**Instructions to follow:** Repeat every line exactly, keeping the pictures out of the copy.

**Dataset section:**

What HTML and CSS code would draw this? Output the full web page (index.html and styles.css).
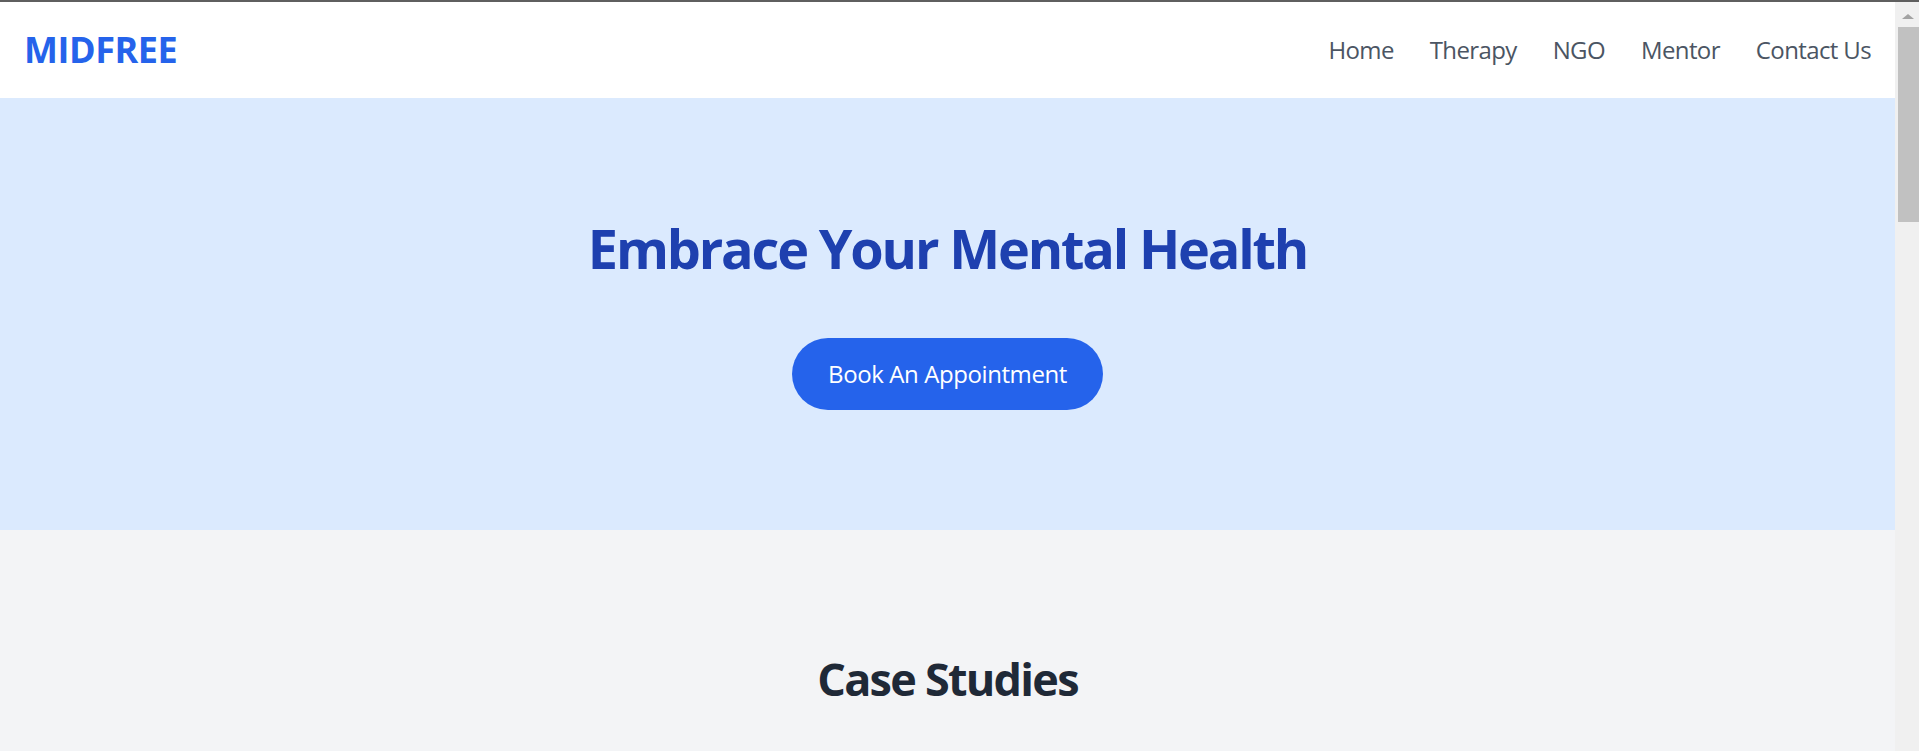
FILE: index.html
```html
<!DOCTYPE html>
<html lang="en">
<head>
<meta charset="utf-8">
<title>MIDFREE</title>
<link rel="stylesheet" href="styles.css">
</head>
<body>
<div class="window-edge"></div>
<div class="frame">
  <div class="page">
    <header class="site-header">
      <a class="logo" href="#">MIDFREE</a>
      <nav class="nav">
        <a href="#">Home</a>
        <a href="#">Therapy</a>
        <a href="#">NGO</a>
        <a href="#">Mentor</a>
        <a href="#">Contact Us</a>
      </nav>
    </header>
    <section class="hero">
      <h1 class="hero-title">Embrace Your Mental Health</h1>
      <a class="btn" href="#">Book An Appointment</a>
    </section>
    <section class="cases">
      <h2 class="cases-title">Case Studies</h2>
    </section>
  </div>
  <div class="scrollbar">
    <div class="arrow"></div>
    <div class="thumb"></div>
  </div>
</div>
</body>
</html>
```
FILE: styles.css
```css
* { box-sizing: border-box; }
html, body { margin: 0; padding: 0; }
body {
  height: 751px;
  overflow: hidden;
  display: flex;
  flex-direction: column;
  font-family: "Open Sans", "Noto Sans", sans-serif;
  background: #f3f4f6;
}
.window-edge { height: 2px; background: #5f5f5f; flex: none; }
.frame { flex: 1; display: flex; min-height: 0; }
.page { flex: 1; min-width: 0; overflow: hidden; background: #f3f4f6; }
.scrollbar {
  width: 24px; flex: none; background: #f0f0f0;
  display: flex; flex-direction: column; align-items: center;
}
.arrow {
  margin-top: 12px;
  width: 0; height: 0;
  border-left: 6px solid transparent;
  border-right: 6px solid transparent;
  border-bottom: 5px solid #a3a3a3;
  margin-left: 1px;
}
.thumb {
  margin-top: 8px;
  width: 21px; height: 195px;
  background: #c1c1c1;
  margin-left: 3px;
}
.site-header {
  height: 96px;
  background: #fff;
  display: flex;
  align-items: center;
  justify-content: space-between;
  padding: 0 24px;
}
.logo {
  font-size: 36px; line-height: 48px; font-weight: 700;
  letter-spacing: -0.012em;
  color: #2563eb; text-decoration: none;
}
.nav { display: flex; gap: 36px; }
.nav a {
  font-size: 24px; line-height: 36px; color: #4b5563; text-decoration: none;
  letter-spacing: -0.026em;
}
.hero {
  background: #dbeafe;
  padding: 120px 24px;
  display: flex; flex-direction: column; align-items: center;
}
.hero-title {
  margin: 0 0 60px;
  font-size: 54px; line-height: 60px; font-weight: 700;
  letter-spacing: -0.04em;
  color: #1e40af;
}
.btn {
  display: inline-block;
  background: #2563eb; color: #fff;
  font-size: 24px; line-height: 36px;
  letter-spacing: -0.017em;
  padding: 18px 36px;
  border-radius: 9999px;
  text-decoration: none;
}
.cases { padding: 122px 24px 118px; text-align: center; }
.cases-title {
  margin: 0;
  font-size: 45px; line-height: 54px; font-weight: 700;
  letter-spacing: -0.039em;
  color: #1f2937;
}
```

**Task answer:**
What HTML and CSS code would draw this? Output the full web page (index.html and styles.css).
FILE: index.html
```html
<!DOCTYPE html>
<html lang="en">
<head>
<meta charset="utf-8">
<title>MIDFREE</title>
<link rel="stylesheet" href="styles.css">
</head>
<body>
<div class="window-edge"></div>
<div class="frame">
  <div class="page">
    <header class="site-header">
      <a class="logo" href="#">MIDFREE</a>
      <nav class="nav">
        <a href="#">Home</a>
        <a href="#">Therapy</a>
        <a href="#">NGO</a>
        <a href="#">Mentor</a>
        <a href="#">Contact Us</a>
      </nav>
    </header>
    <section class="hero">
      <h1 class="hero-title">Embrace Your Mental Health</h1>
      <a class="btn" href="#">Book An Appointment</a>
    </section>
    <section class="cases">
      <h2 class="cases-title">Case Studies</h2>
    </section>
  </div>
  <div class="scrollbar">
    <div class="arrow"></div>
    <div class="thumb"></div>
  </div>
</div>
</body>
</html>
```
FILE: styles.css
```css
* { box-sizing: border-box; }
html, body { margin: 0; padding: 0; }
body {
  height: 751px;
  overflow: hidden;
  display: flex;
  flex-direction: column;
  font-family: "Open Sans", "Noto Sans", sans-serif;
  background: #f3f4f6;
}
.window-edge { height: 2px; background: #5f5f5f; flex: none; }
.frame { flex: 1; display: flex; min-height: 0; }
.page { flex: 1; min-width: 0; overflow: hidden; background: #f3f4f6; }
.scrollbar {
  width: 24px; flex: none; background: #f0f0f0;
  display: flex; flex-direction: column; align-items: center;
}
.arrow {
  margin-top: 12px;
  width: 0; height: 0;
  border-left: 6px solid transparent;
  border-right: 6px solid transparent;
  border-bottom: 5px solid #a3a3a3;
  margin-left: 1px;
}
.thumb {
  margin-top: 8px;
  width: 21px; height: 195px;
  background: #c1c1c1;
  margin-left: 3px;
}
.site-header {
  height: 96px;
  background: #fff;
  display: flex;
  align-items: center;
  justify-content: space-between;
  padding: 0 24px;
}
.logo {
  font-size: 36px; line-height: 48px; font-weight: 700;
  letter-spacing: -0.012em;
  color: #2563eb; text-decoration: none;
}
.nav { display: flex; gap: 36px; }
.nav a {
  font-size: 24px; line-height: 36px; color: #4b5563; text-decoration: none;
  letter-spacing: -0.026em;
}
.hero {
  background: #dbeafe;
  padding: 120px 24px;
  display: flex; flex-direction: column; align-items: center;
}
.hero-title {
  margin: 0 0 60px;
  font-size: 54px; line-height: 60px; font-weight: 700;
  letter-spacing: -0.04em;
  color: #1e40af;
}
.btn {
  display: inline-block;
  background: #2563eb; color: #fff;
  font-size: 24px; line-height: 36px;
  letter-spacing: -0.017em;
  padding: 18px 36px;
  border-radius: 9999px;
  text-decoration: none;
}
.cases { padding: 122px 24px 118px; text-align: center; }
.cases-title {
  margin: 0;
  font-size: 45px; line-height: 54px; font-weight: 700;
  letter-spacing: -0.039em;
  color: #1f2937;
}
```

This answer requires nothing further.